European College of Neuropsychopharmacology

Researchers using fMRI (functional Magnetic Resonance Imaging) have found that even first-episode psychotic patients process information differently from a control group. To ensure both groups experienced the same brain stimuli, the measurements were taken while the subjects watched a movie, Tim Burton's Alice in Wonderland. The work is being presented at the 28th ECNP Conference in Amsterdam.

High-precision fMRI is often used in neuroscience to locate brain activity in response to stimuli. With psychotic patients, these experiments often look at chronically ill patients, and so the differences in brain activity shown in the scans would be more obvious than in most of real life. However, early psychosis is more difficult to detect: the patterns in the brain are not as 'hard wired' so the differences are more subtle when compared to control groups.

Given the subtle differences, researchers are also faced with the problem of trying to ensure that the patients and controls receive the same stimuli while undergoing measurement, so that the brains of the patients and the controls are concentrating on the same things while being scanned. Ideally, these stimuli should be involving and information-rich, like in a real-life situation

Now a group of Finnish researchers have come up with a creative solution: patients and controls were scanned while watching the movie Alice in Wonderland, which guaranteed that they were receiving the same information-rich stimulus.

Using a 3-Tesla MRI device, they scanned the brains of 46 first-episode psychotic patients (meaning that they had only had one psychotic event) and 32 healthy controls, while watching the movie. The researchers found that significant differences could be seen in the precuneus region of the brain, which is an area associated with memory, visuospatial awareness, self-awareness, and aspects of consciousness.

Asked by the ECNP, lead researcher, Eva Rikandi (Aalto University, Helsinki, Finland) said:

'In this work, we attempted to determine whether a person is a first-episode psychosis patient or a healthy control subject just by looking at their brain activity recorded during movie viewing.
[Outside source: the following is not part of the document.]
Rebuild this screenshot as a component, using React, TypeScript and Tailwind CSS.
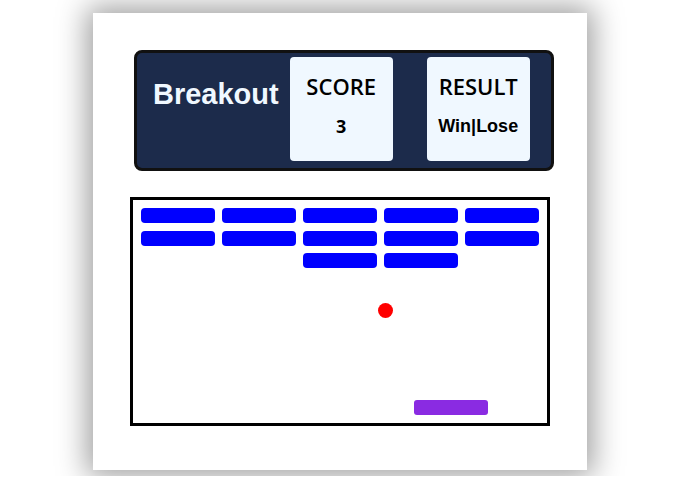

We found, that by monitoring activity in a region known as the precuneus we were able to distinguish patients from control subjects especially well. This would mean that the precuneus, a central hub for the integration of self- and episodic-memory-related information, plays an important role in this kind of information processing of psychotic patients.

She continued:

We were able to achieve almost 80% classification accuracy using these methods. This is the first study which directly associates the beginnings of psychosis with the precuneus, so it is now important that much more research is done in this area'. The researchers hope that this approach can feed into earlier screening and better diagnosisof at-risk populations.

ECNP President-Elect, Professor Celso Arango (Madrid) said

"The interesting question here is how patients with psychosis, even in their first episode, process information in a different way. Specifically how a movie such as Alice in Wonderland elicits the participation of different brain areas, and how that relate to the history of the person watching. What we would like to know is if patients with psychosis might see this as more or less relevant to their own life than would healthy controls. This movie is about a fantasy world, would it be different with other types of movie?"